# START OF Data section
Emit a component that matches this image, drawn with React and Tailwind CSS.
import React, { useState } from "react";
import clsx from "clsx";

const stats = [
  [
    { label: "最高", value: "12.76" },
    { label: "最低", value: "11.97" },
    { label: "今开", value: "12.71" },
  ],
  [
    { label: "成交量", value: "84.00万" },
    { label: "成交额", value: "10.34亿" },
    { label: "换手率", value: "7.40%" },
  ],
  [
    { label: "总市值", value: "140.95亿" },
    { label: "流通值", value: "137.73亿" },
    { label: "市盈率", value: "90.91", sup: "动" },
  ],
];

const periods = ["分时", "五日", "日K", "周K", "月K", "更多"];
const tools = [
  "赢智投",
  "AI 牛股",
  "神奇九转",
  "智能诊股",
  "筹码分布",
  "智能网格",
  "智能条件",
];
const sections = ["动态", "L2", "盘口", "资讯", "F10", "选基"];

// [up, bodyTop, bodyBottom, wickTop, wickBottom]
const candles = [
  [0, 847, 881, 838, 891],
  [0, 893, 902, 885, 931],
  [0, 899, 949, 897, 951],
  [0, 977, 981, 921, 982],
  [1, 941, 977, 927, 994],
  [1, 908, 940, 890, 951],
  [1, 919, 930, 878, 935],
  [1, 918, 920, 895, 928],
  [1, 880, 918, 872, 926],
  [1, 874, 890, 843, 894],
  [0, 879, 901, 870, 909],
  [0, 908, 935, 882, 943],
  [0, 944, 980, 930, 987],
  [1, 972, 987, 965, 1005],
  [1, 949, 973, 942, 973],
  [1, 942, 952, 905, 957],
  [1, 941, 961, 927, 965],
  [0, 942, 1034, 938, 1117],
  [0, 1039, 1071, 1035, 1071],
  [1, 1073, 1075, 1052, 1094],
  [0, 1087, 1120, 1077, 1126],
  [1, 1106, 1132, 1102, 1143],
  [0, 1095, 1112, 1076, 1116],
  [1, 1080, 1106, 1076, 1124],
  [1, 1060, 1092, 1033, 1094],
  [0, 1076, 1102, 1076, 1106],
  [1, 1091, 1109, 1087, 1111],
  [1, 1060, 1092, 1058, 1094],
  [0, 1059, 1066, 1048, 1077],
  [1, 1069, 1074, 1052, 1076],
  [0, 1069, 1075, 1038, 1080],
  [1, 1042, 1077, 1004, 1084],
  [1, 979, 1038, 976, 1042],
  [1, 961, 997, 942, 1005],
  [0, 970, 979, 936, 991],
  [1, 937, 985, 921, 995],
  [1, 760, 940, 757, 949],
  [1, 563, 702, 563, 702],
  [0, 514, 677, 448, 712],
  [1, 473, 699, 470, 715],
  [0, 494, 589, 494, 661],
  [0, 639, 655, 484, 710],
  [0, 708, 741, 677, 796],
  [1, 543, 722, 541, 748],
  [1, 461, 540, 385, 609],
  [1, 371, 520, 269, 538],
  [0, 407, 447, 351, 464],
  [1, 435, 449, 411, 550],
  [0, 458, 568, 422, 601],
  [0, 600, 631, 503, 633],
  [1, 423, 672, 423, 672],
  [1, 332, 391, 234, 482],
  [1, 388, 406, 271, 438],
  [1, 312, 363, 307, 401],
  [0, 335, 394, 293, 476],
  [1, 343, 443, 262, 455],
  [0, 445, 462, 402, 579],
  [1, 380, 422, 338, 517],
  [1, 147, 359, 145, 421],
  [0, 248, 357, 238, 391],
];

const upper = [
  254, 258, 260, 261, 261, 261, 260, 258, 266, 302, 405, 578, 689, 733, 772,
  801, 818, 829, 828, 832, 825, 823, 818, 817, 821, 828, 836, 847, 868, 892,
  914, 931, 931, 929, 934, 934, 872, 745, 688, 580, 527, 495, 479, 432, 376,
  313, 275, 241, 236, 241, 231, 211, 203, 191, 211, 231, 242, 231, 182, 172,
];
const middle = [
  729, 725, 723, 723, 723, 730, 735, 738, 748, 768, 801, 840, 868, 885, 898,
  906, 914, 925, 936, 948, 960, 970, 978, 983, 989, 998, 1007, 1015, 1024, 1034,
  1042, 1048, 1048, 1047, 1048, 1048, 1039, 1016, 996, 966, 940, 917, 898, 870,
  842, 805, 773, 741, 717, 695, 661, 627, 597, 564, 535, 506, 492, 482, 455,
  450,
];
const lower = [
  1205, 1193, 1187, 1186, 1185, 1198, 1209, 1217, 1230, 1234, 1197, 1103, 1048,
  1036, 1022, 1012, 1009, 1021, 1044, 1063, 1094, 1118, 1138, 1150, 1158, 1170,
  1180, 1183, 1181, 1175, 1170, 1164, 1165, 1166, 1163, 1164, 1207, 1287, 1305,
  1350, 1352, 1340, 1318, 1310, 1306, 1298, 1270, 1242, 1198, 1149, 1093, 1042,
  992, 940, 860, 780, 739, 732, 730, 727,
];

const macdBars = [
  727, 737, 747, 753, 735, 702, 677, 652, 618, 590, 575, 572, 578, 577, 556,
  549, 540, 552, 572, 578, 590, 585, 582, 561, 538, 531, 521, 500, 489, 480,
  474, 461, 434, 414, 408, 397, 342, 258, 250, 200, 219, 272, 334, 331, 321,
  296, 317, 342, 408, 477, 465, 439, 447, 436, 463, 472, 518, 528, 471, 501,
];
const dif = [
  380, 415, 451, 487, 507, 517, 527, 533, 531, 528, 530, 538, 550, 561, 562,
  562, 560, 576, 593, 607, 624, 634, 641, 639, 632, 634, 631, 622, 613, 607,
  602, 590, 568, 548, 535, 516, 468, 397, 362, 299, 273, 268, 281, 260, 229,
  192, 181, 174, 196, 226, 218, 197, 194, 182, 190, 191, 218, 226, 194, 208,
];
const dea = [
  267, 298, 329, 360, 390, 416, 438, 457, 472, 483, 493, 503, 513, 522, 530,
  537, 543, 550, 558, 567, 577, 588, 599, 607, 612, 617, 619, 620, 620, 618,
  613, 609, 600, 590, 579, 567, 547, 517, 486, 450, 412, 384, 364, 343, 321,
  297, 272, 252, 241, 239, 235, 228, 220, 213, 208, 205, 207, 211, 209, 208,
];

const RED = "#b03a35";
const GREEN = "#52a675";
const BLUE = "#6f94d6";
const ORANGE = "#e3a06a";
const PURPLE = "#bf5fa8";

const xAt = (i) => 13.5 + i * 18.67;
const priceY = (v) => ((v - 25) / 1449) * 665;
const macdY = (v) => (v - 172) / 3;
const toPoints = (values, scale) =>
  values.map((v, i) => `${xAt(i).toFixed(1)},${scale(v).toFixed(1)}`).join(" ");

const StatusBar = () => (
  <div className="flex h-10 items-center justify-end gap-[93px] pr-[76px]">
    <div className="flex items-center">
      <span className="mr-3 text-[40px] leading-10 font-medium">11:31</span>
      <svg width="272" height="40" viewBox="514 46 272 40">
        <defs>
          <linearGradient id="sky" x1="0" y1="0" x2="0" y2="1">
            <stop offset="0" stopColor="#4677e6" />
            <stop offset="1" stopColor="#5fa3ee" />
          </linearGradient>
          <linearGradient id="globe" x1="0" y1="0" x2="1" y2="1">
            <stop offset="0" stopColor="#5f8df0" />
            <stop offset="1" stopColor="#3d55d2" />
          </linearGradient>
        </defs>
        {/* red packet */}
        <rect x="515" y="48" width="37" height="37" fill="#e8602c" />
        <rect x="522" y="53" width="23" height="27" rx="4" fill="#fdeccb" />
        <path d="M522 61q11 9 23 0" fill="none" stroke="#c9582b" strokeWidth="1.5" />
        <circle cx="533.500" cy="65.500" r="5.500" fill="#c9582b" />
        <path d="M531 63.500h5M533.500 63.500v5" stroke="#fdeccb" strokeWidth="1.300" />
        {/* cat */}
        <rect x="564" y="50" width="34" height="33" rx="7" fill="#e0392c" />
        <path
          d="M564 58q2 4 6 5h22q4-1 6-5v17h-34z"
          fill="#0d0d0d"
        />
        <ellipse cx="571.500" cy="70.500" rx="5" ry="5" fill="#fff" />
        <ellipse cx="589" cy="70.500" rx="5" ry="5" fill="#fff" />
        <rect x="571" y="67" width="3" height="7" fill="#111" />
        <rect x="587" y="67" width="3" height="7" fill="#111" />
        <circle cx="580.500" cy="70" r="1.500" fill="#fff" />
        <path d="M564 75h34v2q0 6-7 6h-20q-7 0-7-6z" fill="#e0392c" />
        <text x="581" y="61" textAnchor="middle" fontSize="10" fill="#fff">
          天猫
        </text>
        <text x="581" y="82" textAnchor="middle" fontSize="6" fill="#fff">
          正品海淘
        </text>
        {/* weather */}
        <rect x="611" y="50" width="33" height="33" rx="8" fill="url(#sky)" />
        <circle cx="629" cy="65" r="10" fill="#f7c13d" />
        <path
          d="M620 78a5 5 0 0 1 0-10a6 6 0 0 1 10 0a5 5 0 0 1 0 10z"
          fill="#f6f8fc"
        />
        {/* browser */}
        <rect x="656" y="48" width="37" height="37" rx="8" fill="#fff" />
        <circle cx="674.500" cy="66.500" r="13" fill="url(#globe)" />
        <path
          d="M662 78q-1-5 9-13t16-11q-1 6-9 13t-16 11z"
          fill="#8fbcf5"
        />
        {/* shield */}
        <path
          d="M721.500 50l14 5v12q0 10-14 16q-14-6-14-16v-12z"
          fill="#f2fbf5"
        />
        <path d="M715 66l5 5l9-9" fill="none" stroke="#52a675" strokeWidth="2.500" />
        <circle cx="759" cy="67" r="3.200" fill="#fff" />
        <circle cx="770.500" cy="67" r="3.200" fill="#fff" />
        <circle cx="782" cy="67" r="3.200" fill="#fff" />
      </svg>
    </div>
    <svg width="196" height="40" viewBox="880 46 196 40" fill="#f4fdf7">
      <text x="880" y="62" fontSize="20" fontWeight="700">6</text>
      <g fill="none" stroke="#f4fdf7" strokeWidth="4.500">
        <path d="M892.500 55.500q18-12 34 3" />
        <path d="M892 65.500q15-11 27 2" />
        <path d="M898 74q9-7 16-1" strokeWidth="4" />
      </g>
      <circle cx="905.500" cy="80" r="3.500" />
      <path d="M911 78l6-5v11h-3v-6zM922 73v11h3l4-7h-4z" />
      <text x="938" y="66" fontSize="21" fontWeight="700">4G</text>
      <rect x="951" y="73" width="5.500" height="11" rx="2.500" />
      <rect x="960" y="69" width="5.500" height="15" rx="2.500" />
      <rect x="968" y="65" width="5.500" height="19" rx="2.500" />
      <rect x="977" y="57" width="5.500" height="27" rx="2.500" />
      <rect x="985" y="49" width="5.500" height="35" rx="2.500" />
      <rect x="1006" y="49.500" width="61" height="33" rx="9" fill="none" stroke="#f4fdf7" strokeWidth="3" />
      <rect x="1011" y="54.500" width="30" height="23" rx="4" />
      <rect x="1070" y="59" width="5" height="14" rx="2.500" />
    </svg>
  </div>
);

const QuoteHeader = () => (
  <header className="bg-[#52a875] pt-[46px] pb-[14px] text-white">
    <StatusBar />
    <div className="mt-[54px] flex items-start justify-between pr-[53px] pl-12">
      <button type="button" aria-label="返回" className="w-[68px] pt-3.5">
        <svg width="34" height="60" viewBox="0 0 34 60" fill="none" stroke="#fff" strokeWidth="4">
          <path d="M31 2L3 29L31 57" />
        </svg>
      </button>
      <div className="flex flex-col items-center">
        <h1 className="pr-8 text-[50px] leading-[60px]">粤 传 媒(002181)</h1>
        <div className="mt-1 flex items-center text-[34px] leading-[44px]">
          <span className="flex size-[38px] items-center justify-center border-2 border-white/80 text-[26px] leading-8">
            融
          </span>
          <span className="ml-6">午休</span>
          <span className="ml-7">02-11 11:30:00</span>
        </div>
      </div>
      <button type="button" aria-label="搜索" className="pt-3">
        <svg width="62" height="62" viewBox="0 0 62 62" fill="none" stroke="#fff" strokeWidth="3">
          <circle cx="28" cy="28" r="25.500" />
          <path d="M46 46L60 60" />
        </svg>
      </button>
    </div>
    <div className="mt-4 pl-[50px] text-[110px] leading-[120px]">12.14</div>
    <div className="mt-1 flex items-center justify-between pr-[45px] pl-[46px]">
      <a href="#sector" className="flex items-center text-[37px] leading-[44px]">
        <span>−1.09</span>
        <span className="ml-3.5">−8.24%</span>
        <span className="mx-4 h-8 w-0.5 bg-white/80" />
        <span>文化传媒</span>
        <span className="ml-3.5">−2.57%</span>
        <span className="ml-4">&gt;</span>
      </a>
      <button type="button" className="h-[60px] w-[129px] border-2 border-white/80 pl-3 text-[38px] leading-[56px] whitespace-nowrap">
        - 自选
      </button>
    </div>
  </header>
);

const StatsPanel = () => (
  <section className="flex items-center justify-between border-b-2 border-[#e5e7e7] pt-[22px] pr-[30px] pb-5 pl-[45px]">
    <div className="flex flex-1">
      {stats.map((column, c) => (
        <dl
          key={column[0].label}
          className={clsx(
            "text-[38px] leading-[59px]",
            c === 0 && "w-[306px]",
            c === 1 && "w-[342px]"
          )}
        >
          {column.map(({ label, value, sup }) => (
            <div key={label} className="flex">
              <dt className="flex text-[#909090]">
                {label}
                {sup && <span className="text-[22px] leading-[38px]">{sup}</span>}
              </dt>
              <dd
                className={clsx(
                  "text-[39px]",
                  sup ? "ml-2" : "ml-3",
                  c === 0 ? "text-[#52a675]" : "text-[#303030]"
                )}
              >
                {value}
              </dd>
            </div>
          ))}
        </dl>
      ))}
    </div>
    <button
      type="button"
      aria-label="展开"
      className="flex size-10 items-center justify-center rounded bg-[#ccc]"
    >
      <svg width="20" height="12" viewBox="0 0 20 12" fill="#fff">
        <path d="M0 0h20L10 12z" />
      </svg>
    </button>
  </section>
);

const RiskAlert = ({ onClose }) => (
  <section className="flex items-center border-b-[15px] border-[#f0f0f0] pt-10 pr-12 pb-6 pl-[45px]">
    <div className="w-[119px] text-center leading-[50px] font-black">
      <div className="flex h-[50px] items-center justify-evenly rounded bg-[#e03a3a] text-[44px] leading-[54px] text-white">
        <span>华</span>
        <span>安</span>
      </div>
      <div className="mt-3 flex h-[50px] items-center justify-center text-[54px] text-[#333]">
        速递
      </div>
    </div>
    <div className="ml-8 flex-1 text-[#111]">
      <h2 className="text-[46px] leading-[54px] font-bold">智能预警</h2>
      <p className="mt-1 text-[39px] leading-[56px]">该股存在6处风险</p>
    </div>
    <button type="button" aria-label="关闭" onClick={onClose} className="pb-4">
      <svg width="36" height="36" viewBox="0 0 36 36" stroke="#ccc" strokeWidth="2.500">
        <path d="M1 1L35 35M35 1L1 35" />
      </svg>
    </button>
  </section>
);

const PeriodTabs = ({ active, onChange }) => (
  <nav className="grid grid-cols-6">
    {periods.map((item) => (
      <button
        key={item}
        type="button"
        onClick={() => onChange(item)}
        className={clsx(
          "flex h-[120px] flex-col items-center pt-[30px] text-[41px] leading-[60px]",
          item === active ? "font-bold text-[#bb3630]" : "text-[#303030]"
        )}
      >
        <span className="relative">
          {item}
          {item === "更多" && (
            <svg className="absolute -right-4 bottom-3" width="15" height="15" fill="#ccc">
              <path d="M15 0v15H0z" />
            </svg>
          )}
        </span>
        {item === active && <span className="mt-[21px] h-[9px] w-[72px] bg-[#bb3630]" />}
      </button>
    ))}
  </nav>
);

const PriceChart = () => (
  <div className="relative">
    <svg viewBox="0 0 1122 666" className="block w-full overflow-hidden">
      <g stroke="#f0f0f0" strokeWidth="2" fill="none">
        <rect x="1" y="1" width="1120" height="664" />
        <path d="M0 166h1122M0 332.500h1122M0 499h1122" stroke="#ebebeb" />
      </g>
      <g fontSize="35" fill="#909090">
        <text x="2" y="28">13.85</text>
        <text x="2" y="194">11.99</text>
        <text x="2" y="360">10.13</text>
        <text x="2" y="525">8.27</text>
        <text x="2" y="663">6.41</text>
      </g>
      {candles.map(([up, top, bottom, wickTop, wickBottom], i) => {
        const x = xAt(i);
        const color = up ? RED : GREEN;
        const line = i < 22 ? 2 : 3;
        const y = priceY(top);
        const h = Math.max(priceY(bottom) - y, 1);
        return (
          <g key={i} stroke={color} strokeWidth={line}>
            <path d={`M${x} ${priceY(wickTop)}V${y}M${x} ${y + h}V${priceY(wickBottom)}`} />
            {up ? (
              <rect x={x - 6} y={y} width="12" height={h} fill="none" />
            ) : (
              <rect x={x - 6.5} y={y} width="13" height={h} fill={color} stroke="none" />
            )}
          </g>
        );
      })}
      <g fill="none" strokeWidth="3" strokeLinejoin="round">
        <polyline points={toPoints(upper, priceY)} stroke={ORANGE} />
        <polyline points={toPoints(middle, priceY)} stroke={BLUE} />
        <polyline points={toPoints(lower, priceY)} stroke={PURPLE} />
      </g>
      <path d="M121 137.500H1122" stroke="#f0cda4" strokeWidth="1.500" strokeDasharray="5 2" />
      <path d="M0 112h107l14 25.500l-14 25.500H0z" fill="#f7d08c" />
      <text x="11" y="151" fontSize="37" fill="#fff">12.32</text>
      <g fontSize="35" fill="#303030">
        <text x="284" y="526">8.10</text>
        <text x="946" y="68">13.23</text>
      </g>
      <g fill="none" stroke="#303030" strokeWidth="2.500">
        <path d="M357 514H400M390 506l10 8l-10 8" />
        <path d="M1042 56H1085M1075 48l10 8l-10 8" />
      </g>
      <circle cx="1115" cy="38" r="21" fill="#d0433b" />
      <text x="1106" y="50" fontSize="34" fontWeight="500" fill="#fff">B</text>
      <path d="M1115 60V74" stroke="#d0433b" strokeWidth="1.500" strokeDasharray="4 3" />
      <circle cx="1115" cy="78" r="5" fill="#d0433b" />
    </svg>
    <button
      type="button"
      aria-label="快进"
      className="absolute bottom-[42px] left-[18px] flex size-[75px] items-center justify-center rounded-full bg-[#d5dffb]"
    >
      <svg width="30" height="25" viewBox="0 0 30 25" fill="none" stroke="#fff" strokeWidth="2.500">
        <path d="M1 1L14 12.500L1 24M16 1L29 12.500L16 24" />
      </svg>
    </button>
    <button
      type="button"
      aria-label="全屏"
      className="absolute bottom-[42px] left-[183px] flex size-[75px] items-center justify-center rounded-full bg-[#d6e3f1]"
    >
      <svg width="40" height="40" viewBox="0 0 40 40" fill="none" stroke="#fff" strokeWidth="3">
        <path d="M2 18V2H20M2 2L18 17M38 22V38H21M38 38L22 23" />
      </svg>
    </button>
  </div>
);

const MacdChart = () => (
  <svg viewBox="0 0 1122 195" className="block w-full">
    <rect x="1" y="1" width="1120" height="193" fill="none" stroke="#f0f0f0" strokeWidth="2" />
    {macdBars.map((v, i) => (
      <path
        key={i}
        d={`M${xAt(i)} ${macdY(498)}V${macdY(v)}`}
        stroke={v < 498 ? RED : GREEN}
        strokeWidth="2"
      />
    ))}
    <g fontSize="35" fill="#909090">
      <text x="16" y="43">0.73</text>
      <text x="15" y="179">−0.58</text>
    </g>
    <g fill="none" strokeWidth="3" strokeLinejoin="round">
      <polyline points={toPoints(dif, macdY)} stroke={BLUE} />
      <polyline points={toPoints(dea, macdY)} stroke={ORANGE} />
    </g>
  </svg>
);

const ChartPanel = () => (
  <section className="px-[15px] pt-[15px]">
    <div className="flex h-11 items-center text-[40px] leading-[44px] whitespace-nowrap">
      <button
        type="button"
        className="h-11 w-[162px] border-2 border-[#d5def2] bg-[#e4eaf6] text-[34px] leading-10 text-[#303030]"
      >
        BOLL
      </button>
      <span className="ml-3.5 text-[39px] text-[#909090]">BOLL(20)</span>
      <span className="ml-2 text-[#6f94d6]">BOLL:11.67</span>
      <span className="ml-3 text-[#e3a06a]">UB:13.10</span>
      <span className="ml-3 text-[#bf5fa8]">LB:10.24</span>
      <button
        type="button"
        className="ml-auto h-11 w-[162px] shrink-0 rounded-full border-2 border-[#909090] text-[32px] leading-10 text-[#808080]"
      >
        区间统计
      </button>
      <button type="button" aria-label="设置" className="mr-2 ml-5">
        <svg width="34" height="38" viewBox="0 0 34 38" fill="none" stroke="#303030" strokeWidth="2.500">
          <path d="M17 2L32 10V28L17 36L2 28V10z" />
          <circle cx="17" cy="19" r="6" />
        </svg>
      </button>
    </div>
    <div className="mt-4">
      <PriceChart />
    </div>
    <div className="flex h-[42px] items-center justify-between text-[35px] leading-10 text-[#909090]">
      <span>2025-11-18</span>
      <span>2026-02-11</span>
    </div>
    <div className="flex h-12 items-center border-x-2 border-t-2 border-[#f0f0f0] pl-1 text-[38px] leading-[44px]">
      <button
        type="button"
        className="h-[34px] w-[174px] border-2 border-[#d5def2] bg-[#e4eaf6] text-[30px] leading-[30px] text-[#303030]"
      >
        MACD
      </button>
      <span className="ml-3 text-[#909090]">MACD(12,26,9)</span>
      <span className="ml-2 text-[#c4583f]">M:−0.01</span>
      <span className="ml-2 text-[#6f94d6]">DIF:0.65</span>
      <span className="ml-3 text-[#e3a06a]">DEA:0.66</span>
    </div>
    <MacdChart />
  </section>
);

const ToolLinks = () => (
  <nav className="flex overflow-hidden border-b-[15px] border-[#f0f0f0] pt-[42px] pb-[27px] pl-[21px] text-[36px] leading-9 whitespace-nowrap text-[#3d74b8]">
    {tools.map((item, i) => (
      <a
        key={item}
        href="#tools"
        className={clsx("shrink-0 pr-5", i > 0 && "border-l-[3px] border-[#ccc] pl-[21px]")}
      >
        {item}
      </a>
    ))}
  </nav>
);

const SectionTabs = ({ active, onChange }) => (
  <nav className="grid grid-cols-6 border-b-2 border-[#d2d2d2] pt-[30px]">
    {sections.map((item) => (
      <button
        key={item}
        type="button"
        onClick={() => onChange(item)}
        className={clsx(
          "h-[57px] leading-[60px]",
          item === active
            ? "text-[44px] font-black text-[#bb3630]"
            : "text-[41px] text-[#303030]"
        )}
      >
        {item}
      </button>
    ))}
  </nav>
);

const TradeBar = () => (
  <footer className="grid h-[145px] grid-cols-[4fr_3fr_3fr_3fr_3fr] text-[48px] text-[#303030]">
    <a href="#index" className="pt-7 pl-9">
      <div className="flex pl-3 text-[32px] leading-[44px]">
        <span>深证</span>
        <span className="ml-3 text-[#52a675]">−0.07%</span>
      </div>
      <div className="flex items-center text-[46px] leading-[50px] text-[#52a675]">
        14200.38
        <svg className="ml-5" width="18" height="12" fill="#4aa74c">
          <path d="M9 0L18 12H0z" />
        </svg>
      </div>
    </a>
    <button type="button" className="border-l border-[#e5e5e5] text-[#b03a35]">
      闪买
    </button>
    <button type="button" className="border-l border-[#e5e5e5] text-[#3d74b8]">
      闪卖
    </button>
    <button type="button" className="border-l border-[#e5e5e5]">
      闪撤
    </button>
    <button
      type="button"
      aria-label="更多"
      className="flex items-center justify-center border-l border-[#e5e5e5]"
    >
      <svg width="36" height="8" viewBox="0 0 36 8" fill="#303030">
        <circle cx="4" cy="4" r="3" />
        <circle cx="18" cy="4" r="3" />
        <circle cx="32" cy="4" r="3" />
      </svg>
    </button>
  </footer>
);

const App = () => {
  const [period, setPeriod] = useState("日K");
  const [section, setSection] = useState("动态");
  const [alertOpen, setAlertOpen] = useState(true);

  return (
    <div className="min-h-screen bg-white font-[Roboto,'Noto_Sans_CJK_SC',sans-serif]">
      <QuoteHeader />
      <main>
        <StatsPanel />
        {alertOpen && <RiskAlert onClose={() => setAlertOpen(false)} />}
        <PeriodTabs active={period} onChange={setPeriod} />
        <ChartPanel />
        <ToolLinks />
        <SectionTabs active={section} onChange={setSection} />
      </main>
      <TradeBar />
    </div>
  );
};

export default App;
# END OF Data section
**Goal of the exercise:** Give back exactly the material above from its opening line to the line bearing "import clsx from".

**Solution below:**
Emit a component that matches this image, drawn with React and Tailwind CSS.
import React, { useState } from "react";
import clsx from "clsx";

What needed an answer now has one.